There is one problem in any attempt by one jurisdiction to make substantial revenues by cornering the world’s, or even Europe’s, market. The problem is encapsulated in the old adage that, “if anyone can do it, you can’t make any money at it,” i.e. competitive forces will reduce economic rents and push price downwards toward the average cost of production of the service. In the same context, competing jurisdictions may have to compete with lower tax rates to attract remote gaming companies.

It is clearly the case that any country can offer jurisdictional services to companies, and have them serve the world with the internet or other remote technologies. Thus we would expect that, as more jurisdictions offer services, firms will be able to switch locations to take advantage of cheaper/better deals. Firms can be expected to make their decisions about location on the basis of three factors:

– financial costs [licence cost and tax rates, and other costs of doing business];

– quality of information technology services available; and

– the reputation that customers will perceive the jurisdiction to have, including being part of a regional grouping such as the EU.

The experience of the UK government with respect to bookmakers in 2001 is a clear  example of the power of firms to force tax reductions in a particular jurisdiction.

Malta is the first EU Member State to provide jurisdictional services to interactive gambling firms. Prior to 2004, only online betting was licensed, but in April 2004 gaming licences were offered. The island’s entry into the EU has given the added advantage of being the only EU location with online gaming licences allowing casinos, lottery, bingo, poker and backgammon.

Betfair’s decision to obtain a Maltese gaming licence, initially only for the supply of online poker services (which cannot yet be offered under licence in the UK) effectively gives it the option of relocating its whole operation to Malta, if UK tax decisions turn out to be unattractive. That step can be interpreted as a means of pressuring the UK government with respect to their tax policy.

It would seem that customers may switch between online sites very flexibly, and respond rapidly and accurately to odds offered in sports books or perceived payouts in casinos. One limitation is the advantage that any site has in a country where its operator has an existing land-based business. This offers the potential to pay out online winnings at a land based outlet, as well as adding to the online service the land-based reputation of a known national brand. Firms that have not been able to link a land-based business to their interactive service have suffered. In Australia, PBL and Tattersall’s have high profile land-based gambling outlets, but since they could not offer interactive services to Australian residents, their brands were of limited use in the global market and they closed their interactive operations. The American company MGM, with its online casino licensed on the Isle of Man, had similar experiences due to not being able to accept US residents as customers. There is some evidence that online operators may attempt to strengthen their brands by opening landbased outlets. Thus Blue Square, an online sports book now owned by Rank, has opened a licensed betting shop in London. Victor Chandler, operating out of Gibraltar, intends to open licensed betting shops in the UK.
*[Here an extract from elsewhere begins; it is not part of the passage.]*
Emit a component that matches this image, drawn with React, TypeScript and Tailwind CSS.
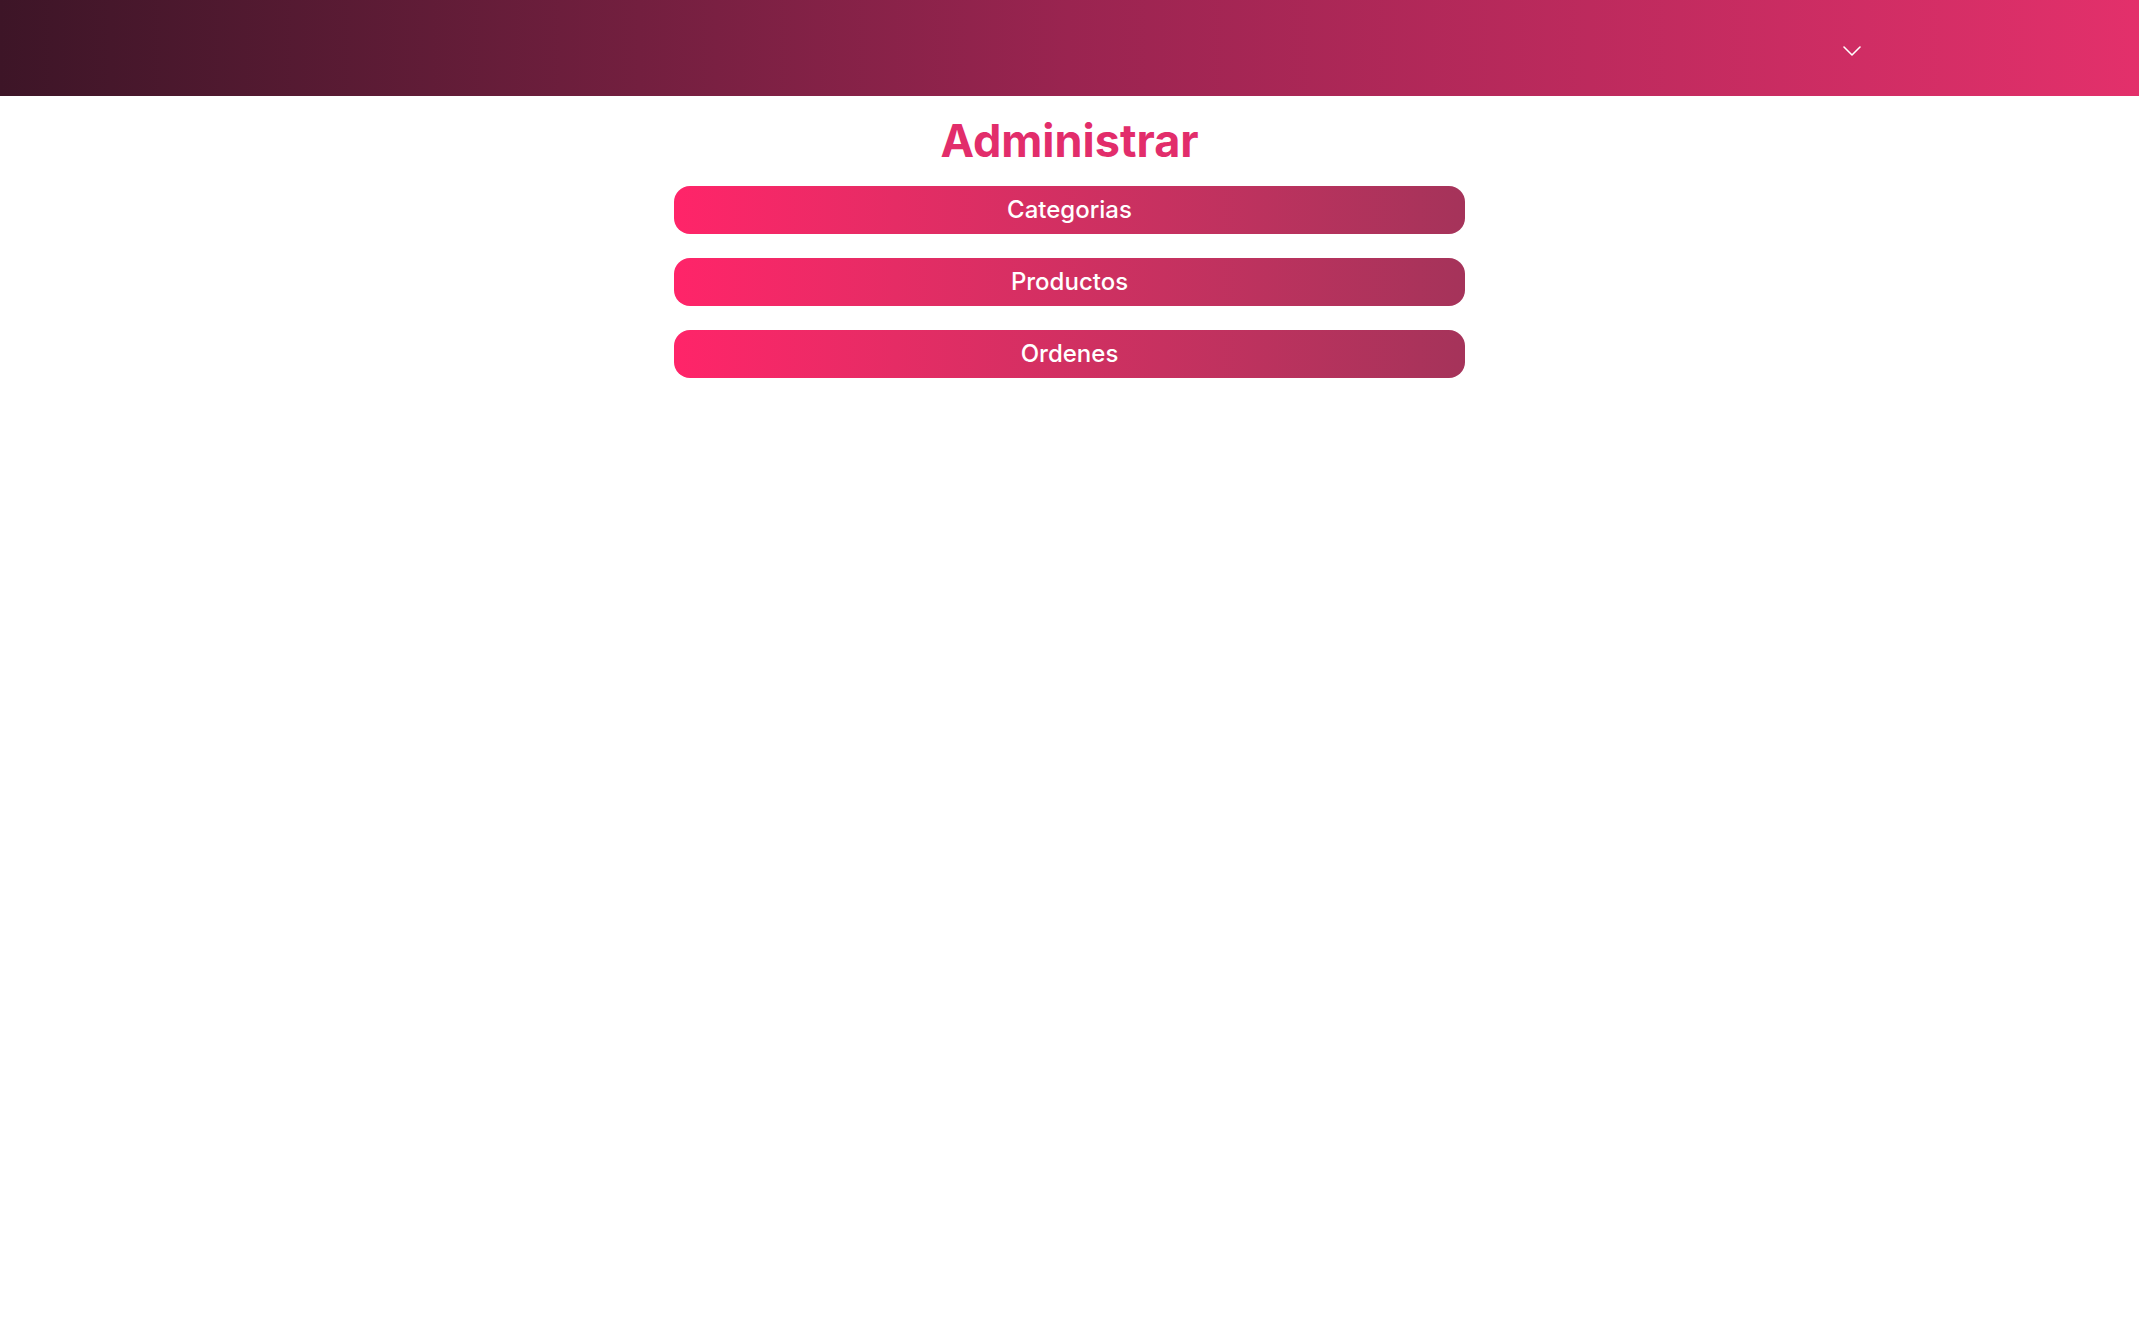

It may be that residents of some countries will gamble online with overseas firms if their ‘own’ firms either do not have online sites, or have poor or non-existent reputations or brands.

Given the low tax and licence revenues that governments in active jurisdictions can expect to derive from remote gambling operations in the long term, they still have strong reasons for offering jurisdictional services: controlling the probity of gambling, enforcing social policies regarding problem gambling, and providing other consumer protections. Governments can still offer incentives to operators that agree to use their jurisdictional services, or accept their standards of conduct. One such incentive would be the right to advertise and otherwise market their websites in the country.